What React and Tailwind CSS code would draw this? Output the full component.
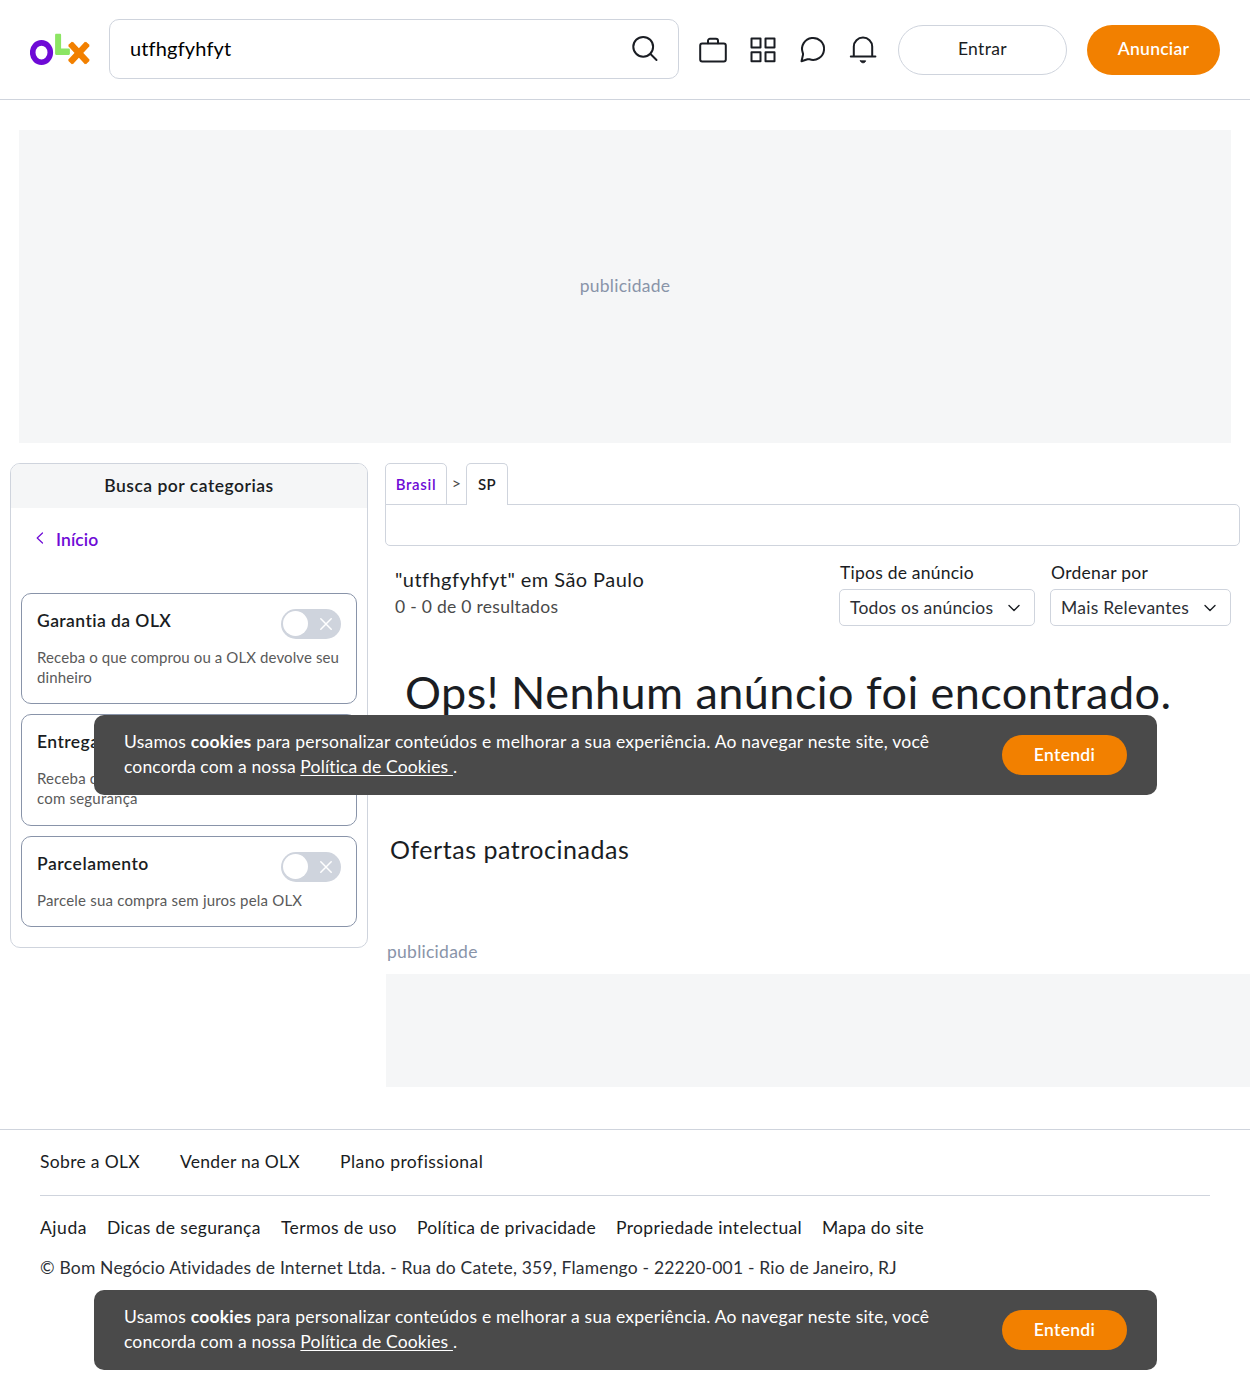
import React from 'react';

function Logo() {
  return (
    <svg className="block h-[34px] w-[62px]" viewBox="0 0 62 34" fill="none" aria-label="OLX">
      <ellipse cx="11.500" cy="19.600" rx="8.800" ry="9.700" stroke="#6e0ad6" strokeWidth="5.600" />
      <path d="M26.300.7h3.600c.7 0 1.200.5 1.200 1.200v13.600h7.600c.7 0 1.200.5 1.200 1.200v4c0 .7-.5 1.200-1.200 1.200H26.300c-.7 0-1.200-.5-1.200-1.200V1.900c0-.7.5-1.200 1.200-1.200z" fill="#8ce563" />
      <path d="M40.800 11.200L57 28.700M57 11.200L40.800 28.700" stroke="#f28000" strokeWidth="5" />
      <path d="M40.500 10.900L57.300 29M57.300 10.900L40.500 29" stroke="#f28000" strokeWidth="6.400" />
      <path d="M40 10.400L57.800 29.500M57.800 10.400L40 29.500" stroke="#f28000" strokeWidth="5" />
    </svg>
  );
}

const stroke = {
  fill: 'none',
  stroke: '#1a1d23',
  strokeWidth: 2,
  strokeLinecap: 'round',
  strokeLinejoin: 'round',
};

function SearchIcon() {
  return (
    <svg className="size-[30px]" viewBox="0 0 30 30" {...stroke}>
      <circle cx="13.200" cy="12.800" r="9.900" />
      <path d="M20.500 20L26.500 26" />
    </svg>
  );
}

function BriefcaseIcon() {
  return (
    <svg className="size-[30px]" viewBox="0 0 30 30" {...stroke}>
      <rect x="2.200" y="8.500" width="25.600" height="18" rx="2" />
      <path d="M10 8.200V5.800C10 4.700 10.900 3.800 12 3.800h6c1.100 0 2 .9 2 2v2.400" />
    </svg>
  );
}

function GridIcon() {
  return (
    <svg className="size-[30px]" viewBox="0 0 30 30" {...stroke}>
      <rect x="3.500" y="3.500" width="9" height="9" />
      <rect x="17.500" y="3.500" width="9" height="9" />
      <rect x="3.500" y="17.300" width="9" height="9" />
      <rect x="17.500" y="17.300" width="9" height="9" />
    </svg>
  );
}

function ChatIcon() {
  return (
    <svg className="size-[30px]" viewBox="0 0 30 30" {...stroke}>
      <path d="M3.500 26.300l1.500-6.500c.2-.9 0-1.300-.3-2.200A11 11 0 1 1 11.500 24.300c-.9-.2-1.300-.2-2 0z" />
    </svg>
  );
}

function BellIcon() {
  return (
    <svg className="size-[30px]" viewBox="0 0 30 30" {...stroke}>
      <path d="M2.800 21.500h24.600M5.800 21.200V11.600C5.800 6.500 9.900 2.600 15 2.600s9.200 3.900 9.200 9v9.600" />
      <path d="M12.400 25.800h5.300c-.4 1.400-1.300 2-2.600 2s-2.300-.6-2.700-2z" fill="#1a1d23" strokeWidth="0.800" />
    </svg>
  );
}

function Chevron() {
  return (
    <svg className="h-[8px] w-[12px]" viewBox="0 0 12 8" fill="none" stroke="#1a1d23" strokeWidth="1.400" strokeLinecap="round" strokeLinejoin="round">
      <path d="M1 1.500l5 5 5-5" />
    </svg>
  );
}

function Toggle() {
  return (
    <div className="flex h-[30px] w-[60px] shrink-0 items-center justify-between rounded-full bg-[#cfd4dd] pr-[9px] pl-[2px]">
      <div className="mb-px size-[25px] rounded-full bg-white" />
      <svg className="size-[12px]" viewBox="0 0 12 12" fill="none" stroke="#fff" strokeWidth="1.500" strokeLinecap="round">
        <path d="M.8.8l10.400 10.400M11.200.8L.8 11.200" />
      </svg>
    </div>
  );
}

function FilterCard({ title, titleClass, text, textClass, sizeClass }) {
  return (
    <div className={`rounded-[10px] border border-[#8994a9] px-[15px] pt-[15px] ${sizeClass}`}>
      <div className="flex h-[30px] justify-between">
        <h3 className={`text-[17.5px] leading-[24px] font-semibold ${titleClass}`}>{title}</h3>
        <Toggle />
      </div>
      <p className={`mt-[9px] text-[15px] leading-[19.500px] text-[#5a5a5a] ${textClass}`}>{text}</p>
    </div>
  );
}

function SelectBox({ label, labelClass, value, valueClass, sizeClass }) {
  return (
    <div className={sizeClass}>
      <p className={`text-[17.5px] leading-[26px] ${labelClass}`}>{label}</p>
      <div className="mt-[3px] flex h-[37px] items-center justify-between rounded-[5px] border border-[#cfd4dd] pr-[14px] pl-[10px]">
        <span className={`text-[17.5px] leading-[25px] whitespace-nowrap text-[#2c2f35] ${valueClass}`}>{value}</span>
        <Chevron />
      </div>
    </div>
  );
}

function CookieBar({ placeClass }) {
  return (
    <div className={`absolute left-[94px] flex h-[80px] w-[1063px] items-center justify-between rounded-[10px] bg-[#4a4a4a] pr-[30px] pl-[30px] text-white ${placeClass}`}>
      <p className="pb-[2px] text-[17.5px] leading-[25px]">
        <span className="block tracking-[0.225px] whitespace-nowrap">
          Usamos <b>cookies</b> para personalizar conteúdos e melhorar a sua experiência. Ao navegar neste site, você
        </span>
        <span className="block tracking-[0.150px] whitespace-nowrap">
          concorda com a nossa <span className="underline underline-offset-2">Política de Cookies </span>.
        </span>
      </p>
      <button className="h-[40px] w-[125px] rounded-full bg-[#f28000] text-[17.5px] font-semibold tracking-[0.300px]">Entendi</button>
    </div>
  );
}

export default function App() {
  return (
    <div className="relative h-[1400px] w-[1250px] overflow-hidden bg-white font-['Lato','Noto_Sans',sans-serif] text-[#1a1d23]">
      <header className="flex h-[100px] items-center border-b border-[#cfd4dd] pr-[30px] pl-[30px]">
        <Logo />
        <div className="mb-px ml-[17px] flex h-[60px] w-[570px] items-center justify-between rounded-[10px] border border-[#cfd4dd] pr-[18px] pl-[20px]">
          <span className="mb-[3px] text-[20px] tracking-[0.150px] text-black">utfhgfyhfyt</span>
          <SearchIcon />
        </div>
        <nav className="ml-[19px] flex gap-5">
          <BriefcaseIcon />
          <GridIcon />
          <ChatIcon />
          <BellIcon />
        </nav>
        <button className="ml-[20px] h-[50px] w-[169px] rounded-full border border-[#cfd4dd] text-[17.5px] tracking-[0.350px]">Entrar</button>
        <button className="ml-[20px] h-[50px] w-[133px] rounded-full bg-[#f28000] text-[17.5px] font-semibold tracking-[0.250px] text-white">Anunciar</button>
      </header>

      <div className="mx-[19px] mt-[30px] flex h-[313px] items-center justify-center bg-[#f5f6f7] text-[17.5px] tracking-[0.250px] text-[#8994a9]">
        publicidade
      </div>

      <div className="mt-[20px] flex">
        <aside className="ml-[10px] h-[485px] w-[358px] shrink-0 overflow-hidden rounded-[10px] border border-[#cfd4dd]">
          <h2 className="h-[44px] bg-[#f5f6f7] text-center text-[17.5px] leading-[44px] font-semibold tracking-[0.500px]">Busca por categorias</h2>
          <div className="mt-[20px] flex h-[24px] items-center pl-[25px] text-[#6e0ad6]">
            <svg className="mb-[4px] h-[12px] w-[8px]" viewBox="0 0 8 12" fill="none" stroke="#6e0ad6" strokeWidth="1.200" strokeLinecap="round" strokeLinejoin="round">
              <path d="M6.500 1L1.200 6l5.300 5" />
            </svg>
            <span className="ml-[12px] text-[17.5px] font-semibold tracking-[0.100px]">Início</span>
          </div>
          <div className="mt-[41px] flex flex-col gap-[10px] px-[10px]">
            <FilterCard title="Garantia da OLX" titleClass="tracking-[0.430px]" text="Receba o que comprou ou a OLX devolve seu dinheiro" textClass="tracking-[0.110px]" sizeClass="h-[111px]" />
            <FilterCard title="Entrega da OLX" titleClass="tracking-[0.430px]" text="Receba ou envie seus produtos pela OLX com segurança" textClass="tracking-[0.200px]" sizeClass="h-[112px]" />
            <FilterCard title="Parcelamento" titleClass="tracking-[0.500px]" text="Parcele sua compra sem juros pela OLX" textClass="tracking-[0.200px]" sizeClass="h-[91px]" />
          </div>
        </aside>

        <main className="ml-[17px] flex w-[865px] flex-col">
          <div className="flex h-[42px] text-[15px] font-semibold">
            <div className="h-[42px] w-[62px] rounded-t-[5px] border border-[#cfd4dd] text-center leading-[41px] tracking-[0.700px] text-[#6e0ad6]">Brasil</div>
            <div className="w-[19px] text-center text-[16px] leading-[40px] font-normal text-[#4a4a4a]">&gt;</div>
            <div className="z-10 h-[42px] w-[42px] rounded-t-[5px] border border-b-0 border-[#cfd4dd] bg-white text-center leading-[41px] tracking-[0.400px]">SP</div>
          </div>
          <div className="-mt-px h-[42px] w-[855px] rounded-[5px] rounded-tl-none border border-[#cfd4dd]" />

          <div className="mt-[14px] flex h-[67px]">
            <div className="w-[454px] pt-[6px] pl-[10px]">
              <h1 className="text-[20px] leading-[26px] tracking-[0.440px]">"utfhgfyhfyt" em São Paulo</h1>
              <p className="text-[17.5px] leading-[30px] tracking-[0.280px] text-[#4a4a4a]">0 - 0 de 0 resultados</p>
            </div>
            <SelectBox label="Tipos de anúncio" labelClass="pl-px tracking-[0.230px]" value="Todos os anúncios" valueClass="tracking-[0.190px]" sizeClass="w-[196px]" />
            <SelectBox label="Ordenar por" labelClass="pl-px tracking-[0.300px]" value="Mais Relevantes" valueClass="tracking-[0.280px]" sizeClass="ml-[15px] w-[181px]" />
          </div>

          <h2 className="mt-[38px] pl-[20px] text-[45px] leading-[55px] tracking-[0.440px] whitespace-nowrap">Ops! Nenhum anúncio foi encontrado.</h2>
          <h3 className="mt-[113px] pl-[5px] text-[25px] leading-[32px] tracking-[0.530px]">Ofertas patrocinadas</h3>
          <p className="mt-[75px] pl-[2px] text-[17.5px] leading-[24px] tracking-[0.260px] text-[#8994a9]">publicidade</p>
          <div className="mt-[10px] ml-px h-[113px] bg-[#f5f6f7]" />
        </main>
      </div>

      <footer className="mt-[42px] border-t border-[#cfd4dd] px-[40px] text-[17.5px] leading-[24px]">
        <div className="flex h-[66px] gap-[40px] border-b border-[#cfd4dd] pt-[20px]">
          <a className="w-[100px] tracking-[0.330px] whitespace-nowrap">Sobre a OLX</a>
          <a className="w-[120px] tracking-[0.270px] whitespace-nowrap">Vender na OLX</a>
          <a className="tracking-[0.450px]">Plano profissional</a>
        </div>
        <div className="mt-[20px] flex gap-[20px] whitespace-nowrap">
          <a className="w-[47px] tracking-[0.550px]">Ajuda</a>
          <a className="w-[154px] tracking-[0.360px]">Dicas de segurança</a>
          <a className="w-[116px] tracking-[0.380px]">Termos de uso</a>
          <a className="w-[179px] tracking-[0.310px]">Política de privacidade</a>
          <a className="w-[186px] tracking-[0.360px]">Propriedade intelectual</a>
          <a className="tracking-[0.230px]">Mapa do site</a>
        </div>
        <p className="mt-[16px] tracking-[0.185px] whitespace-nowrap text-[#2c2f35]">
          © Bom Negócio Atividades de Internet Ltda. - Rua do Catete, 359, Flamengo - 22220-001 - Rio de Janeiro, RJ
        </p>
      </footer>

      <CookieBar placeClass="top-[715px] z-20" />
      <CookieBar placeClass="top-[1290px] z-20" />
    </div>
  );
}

• Challenge: Copy nothing but the lines from the top of the material through the line holding "import React from 'react';", exactly as written; omit pictures.

• Result of the exercise:
What React and Tailwind CSS code would draw this? Output the full component.
import React from 'react';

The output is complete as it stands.